#### Data entries

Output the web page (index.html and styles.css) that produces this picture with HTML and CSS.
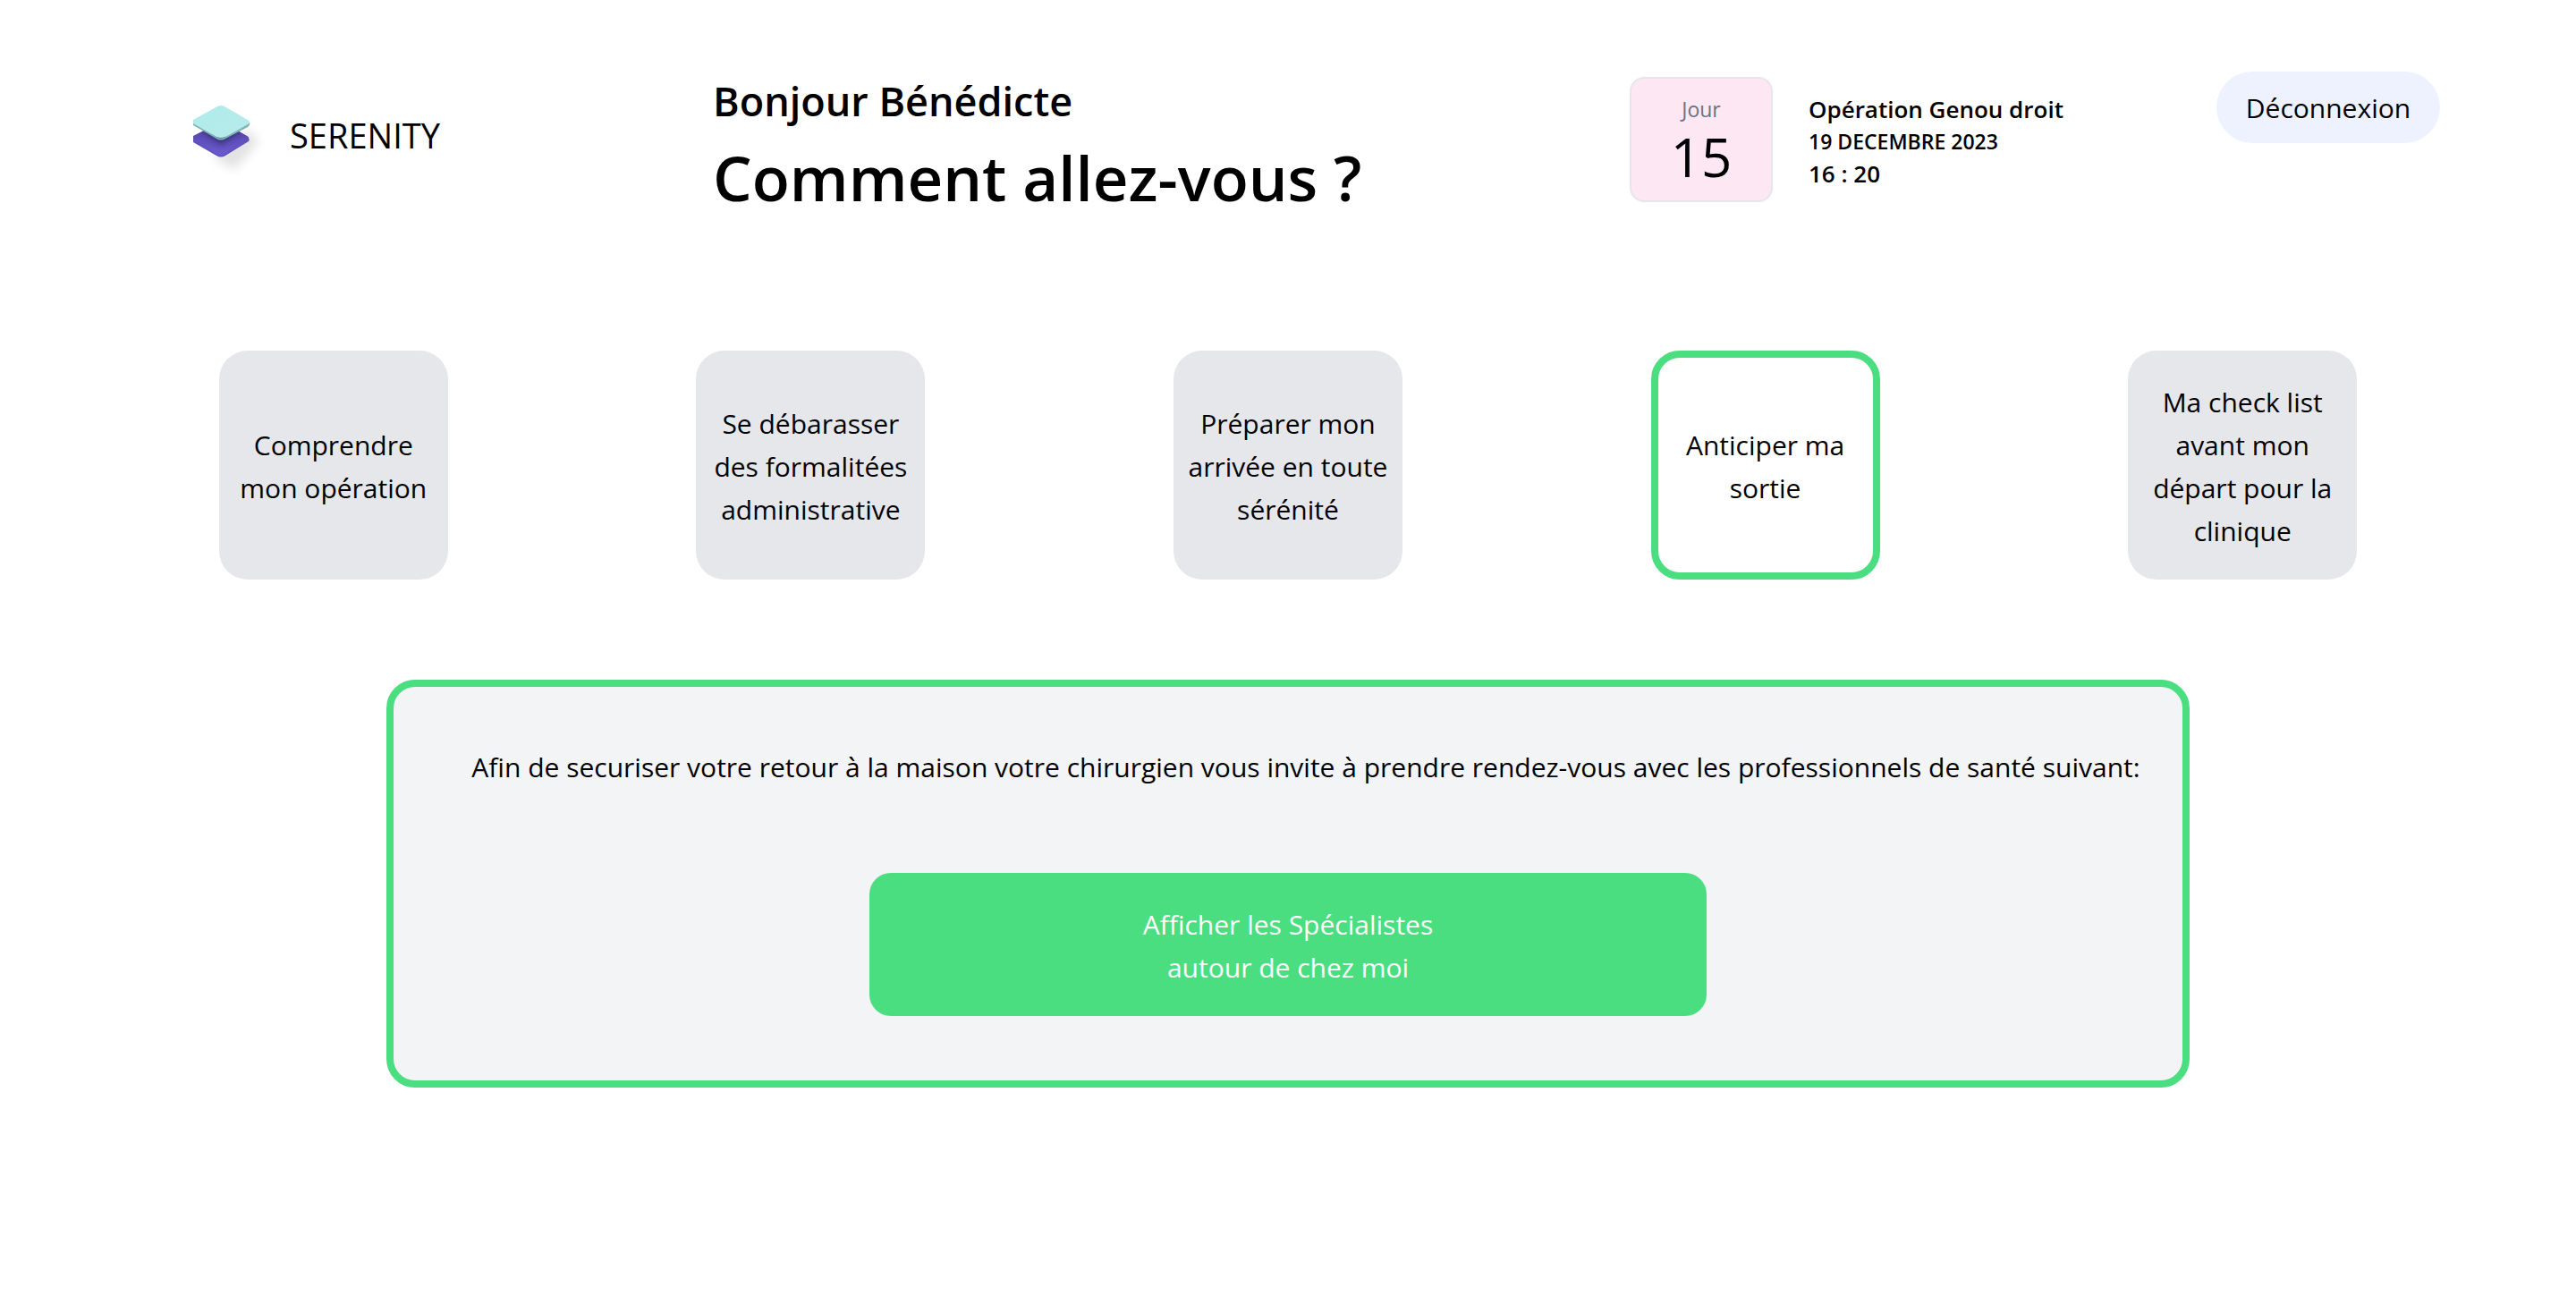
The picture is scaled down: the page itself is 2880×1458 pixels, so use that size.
FILE: index.html
```html
<!DOCTYPE html>
<html lang="fr">
<head>
  <meta charset="utf-8">
  <meta name="viewport" content="width=device-width, initial-scale=1">
  <title>Serenity</title>
  <link rel="stylesheet" href="styles.css">
</head>
<body>
  <header class="header">
    <a class="brand" href="#">
      <svg class="brand-logo" viewBox="0 0 76 84" aria-hidden="true">
        <defs>
          <linearGradient id="top" x1="0" y1="0" x2="1" y2="1">
            <stop offset="0" stop-color="#aeece9"/>
            <stop offset="1" stop-color="#b9eaec"/>
          </linearGradient>
          <linearGradient id="base" x1="0" y1="0" x2="0" y2="1">
            <stop offset="0" stop-color="#4f43a0"/>
            <stop offset="1" stop-color="#6c5ad0"/>
          </linearGradient>
          <filter id="soft" x="-50%" y="-50%" width="200%" height="200%">
            <feGaussianBlur stdDeviation="6"/>
          </filter>
          <filter id="shade" x="-50%" y="-50%" width="200%" height="200%">
            <feGaussianBlur stdDeviation="3"/>
          </filter>
          <clipPath id="slab">
            <path d="M0 36L31 18L60 34Q64 37 60 41L36 56Q31 59 26 56L0 42Z"/>
          </clipPath>
        </defs>
        <path d="M22 58L60 26L74 40L46 72Z" fill="#000" opacity=".11" filter="url(#soft)"/>
        <path d="M0 36L31 18L60 34Q64 37 62 40L36 56Q31 59 26 56L0 41Z" fill="#6150bd"/>
        <path d="M0 34L31 18L60 34Q64 36 60 39L36 54Q31 57 26 54L0 39Z" fill="url(#base)"/>
        <g clip-path="url(#slab)">
          <path d="M6 26L31 44L58 26L50 20L12 20Z" fill="#2c265e" opacity=".7" filter="url(#shade)"/>
        </g>
        <path d="M0 19L26 35Q31 38 36 35L62 17Q65 21 61 24L36 37Q31 40 26 37L0 22Z" fill="#7fb5b2"/>
        <path d="M0 16L27 1Q31-1 35 1L61 16Q65 19 61 21L36 35Q31 37 26 35L0 20Z" fill="url(#top)"/>
      </svg>
      <span class="brand-name">SERENITY</span>
    </a>
    <div class="greeting">
      <p class="greeting-hello">Bonjour Bénédicte</p>
      <h1 class="greeting-question">Comment allez-vous ?</h1>
    </div>
    <div class="appointment">
      <div class="day">
        <span class="day-label">Jour</span>
        <span class="day-number">15</span>
      </div>
      <div class="appointment-info">
        <p class="appointment-title">Opération Genou droit</p>
        <p class="appointment-date">19 DECEMBRE 2023</p>
        <p class="appointment-time">16 : 20</p>
      </div>
    </div>
    <button class="logout" type="button">Déconnexion</button>
  </header>

  <nav class="steps" aria-label="Étapes">
    <a class="step" href="#">Comprendre mon opération</a>
    <a class="step" href="#">Se débarasser des formalitées administrative</a>
    <a class="step" href="#">Préparer mon arrivée en toute sérénité</a>
    <a class="step step-active" href="#" aria-current="step">Anticiper ma sortie</a>
    <a class="step" href="#">Ma check list avant mon départ pour la clinique</a>
  </nav>

  <main class="panel">
    <p class="panel-text">Afin de securiser votre retour à la maison votre chirurgien vous invite à prendre rendez-vous avec les professionnels de santé suivant:</p>
    <button class="panel-button" type="button">Afficher les Spécialistes<br>autour de chez moi</button>
  </main>
</body>
</html>
```

FILE: styles.css
```css
* {
  box-sizing: border-box;
}

body {
  margin: 0;
  background: #fff;
  color: #000;
  font-family: "Segoe UI", "Open Sans", "Noto Sans", sans-serif;
  font-size: 30px;
  line-height: 48px;
}

p,
h1 {
  margin: 0;
}

a {
  color: inherit;
  text-decoration: none;
}

button {
  border: 0;
  font: inherit;
  cursor: pointer;
}

.header {
  display: grid;
  grid-template-columns: 581fr 1025fr 656fr auto;
  align-items: start;
  height: 248px;
  padding: 76px 152px 0 216px;
}

.brand {
  display: flex;
  align-items: flex-start;
  gap: 32px;
  padding-top: 42px;
}

.brand-logo {
  width: 76px;
  height: 84px;
  overflow: visible;
}

.brand-name {
  font-size: 38px;
  line-height: 66px;
}

.greeting {
  font-weight: 600;
}

.greeting-hello {
  font-size: 45px;
  line-height: 74px;
}

.greeting-question {
  font-size: 69px;
  font-weight: 600;
  line-height: 96px;
}

.appointment {
  display: flex;
  align-items: center;
  gap: 40px;
  padding-top: 10px;
}

.day {
  display: flex;
  flex-direction: column;
  align-items: center;
  width: 160px;
  height: 140px;
  padding-top: 18px;
  border: 2px solid #e5e7eb;
  border-radius: 16px;
  background: #fce7f3;
}

.day-label {
  color: #6b7280;
  font-size: 23px;
  line-height: 32px;
}

.day-number {
  font-size: 60px;
  line-height: 74px;
}

.appointment-info {
  padding-top: 4px;
  font-weight: 600;
}

.appointment-title,
.appointment-time {
  font-size: 26px;
  line-height: 40px;
}

.appointment-date {
  font-size: 23px;
  line-height: 32px;
}

.logout {
  min-width: 250px;
  margin-top: 4px;
  padding: 17px 32px 15px;
  border-radius: 40px;
  background: #eef2ff;
  color: #000;
}

.steps {
  display: grid;
  grid-template-columns: repeat(5, 1fr);
  justify-items: center;
  padding: 144px 106px 0;
}

.step {
  display: flex;
  align-items: center;
  justify-content: center;
  width: 256px;
  height: 256px;
  padding: 4px 16px 0;
  border-radius: 32px;
  background: #e5e7eb;
  text-align: center;
}

.step-active {
  border: 8px solid #4ade80;
  background: #fff;
}

.panel {
  display: flex;
  flex-direction: column;
  align-items: center;
  gap: 94px;
  width: 70%;
  margin: 112px auto 0;
  padding: 66px 0 72px;
  border: 8px solid #4ade80;
  border-radius: 32px;
  background: #f3f4f6;
}

.panel-text {
  padding: 0 32px 0 72px;
}

.panel-button {
  width: calc(50% - 64px);
  padding: 34px 32px 30px;
  border-radius: 24px;
  background: #4ade80;
  color: #fff;
}
```
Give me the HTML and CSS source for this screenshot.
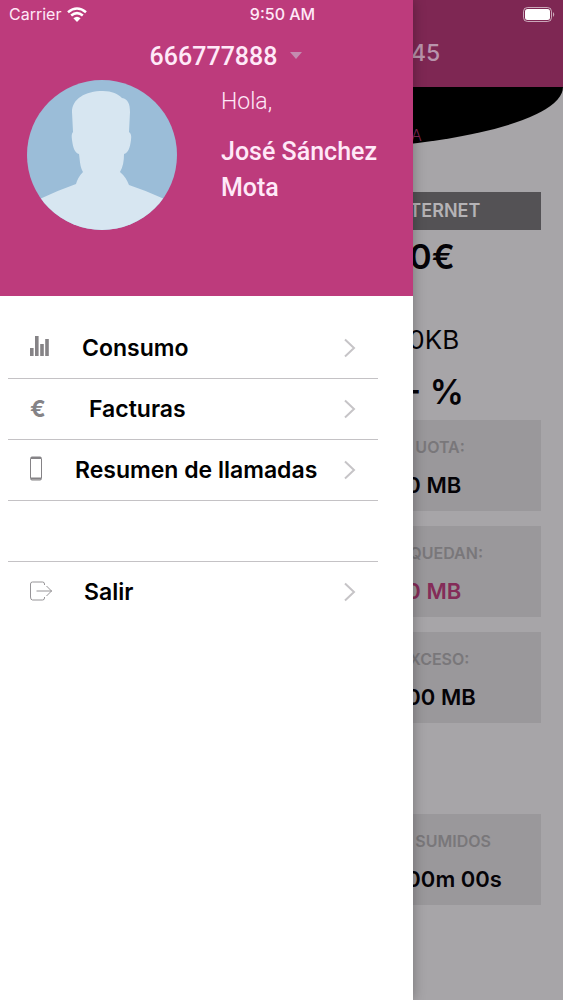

########

## Problem statement
Give the data above again in full and unchanged, skipping the pictures.

## Expected answer
Output the web page (index.html and styles.css) that produces this picture with HTML and CSS.
The picture is scaled down: the page itself is 2880×1458 pixels, so use that size.
FILE: index.html
```html
<!DOCTYPE html>
<html lang="fr">
<head>
  <meta charset="utf-8">
  <meta name="viewport" content="width=device-width, initial-scale=1">
  <title>Serenity</title>
  <link rel="stylesheet" href="styles.css">
</head>
<body>
  <header class="header">
    <a class="brand" href="#">
      <svg class="brand-logo" viewBox="0 0 76 84" aria-hidden="true">
        <defs>
          <linearGradient id="top" x1="0" y1="0" x2="1" y2="1">
            <stop offset="0" stop-color="#aeece9"/>
            <stop offset="1" stop-color="#b9eaec"/>
          </linearGradient>
          <linearGradient id="base" x1="0" y1="0" x2="0" y2="1">
            <stop offset="0" stop-color="#4f43a0"/>
            <stop offset="1" stop-color="#6c5ad0"/>
          </linearGradient>
          <filter id="soft" x="-50%" y="-50%" width="200%" height="200%">
            <feGaussianBlur stdDeviation="6"/>
          </filter>
          <filter id="shade" x="-50%" y="-50%" width="200%" height="200%">
            <feGaussianBlur stdDeviation="3"/>
          </filter>
          <clipPath id="slab">
            <path d="M0 36L31 18L60 34Q64 37 60 41L36 56Q31 59 26 56L0 42Z"/>
          </clipPath>
        </defs>
        <path d="M22 58L60 26L74 40L46 72Z" fill="#000" opacity=".11" filter="url(#soft)"/>
        <path d="M0 36L31 18L60 34Q64 37 62 40L36 56Q31 59 26 56L0 41Z" fill="#6150bd"/>
        <path d="M0 34L31 18L60 34Q64 36 60 39L36 54Q31 57 26 54L0 39Z" fill="url(#base)"/>
        <g clip-path="url(#slab)">
          <path d="M6 26L31 44L58 26L50 20L12 20Z" fill="#2c265e" opacity=".7" filter="url(#shade)"/>
        </g>
        <path d="M0 19L26 35Q31 38 36 35L62 17Q65 21 61 24L36 37Q31 40 26 37L0 22Z" fill="#7fb5b2"/>
        <path d="M0 16L27 1Q31-1 35 1L61 16Q65 19 61 21L36 35Q31 37 26 35L0 20Z" fill="url(#top)"/>
      </svg>
      <span class="brand-name">SERENITY</span>
    </a>
    <div class="greeting">
      <p class="greeting-hello">Bonjour Bénédicte</p>
      <h1 class="greeting-question">Comment allez-vous ?</h1>
    </div>
    <div class="appointment">
      <div class="day">
        <span class="day-label">Jour</span>
        <span class="day-number">15</span>
      </div>
      <div class="appointment-info">
        <p class="appointment-title">Opération Genou droit</p>
        <p class="appointment-date">19 DECEMBRE 2023</p>
        <p class="appointment-time">16 : 20</p>
      </div>
    </div>
    <button class="logout" type="button">Déconnexion</button>
  </header>

  <nav class="steps" aria-label="Étapes">
    <a class="step" href="#">Comprendre mon opération</a>
    <a class="step" href="#">Se débarasser des formalitées administrative</a>
    <a class="step" href="#">Préparer mon arrivée en toute sérénité</a>
    <a class="step step-active" href="#" aria-current="step">Anticiper ma sortie</a>
    <a class="step" href="#">Ma check list avant mon départ pour la clinique</a>
  </nav>

  <main class="panel">
    <p class="panel-text">Afin de securiser votre retour à la maison votre chirurgien vous invite à prendre rendez-vous avec les professionnels de santé suivant:</p>
    <button class="panel-button" type="button">Afficher les Spécialistes<br>autour de chez moi</button>
  </main>
</body>
</html>
```

FILE: styles.css
```css
* {
  box-sizing: border-box;
}

body {
  margin: 0;
  background: #fff;
  color: #000;
  font-family: "Segoe UI", "Open Sans", "Noto Sans", sans-serif;
  font-size: 30px;
  line-height: 48px;
}

p,
h1 {
  margin: 0;
}

a {
  color: inherit;
  text-decoration: none;
}

button {
  border: 0;
  font: inherit;
  cursor: pointer;
}

.header {
  display: grid;
  grid-template-columns: 581fr 1025fr 656fr auto;
  align-items: start;
  height: 248px;
  padding: 76px 152px 0 216px;
}

.brand {
  display: flex;
  align-items: flex-start;
  gap: 32px;
  padding-top: 42px;
}

.brand-logo {
  width: 76px;
  height: 84px;
  overflow: visible;
}

.brand-name {
  font-size: 38px;
  line-height: 66px;
}

.greeting {
  font-weight: 600;
}

.greeting-hello {
  font-size: 45px;
  line-height: 74px;
}

.greeting-question {
  font-size: 69px;
  font-weight: 600;
  line-height: 96px;
}

.appointment {
  display: flex;
  align-items: center;
  gap: 40px;
  padding-top: 10px;
}

.day {
  display: flex;
  flex-direction: column;
  align-items: center;
  width: 160px;
  height: 140px;
  padding-top: 18px;
  border: 2px solid #e5e7eb;
  border-radius: 16px;
  background: #fce7f3;
}

.day-label {
  color: #6b7280;
  font-size: 23px;
  line-height: 32px;
}

.day-number {
  font-size: 60px;
  line-height: 74px;
}

.appointment-info {
  padding-top: 4px;
  font-weight: 600;
}

.appointment-title,
.appointment-time {
  font-size: 26px;
  line-height: 40px;
}

.appointment-date {
  font-size: 23px;
  line-height: 32px;
}

.logout {
  min-width: 250px;
  margin-top: 4px;
  padding: 17px 32px 15px;
  border-radius: 40px;
  background: #eef2ff;
  color: #000;
}

.steps {
  display: grid;
  grid-template-columns: repeat(5, 1fr);
  justify-items: center;
  padding: 144px 106px 0;
}

.step {
  display: flex;
  align-items: center;
  justify-content: center;
  width: 256px;
  height: 256px;
  padding: 4px 16px 0;
  border-radius: 32px;
  background: #e5e7eb;
  text-align: center;
}

.step-active {
  border: 8px solid #4ade80;
  background: #fff;
}

.panel {
  display: flex;
  flex-direction: column;
  align-items: center;
  gap: 94px;
  width: 70%;
  margin: 112px auto 0;
  padding: 66px 0 72px;
  border: 8px solid #4ade80;
  border-radius: 32px;
  background: #f3f4f6;
}

.panel-text {
  padding: 0 32px 0 72px;
}

.panel-button {
  width: calc(50% - 64px);
  padding: 34px 32px 30px;
  border-radius: 24px;
  background: #4ade80;
  color: #fff;
}
```
Give me the HTML and CSS source for this screenshot.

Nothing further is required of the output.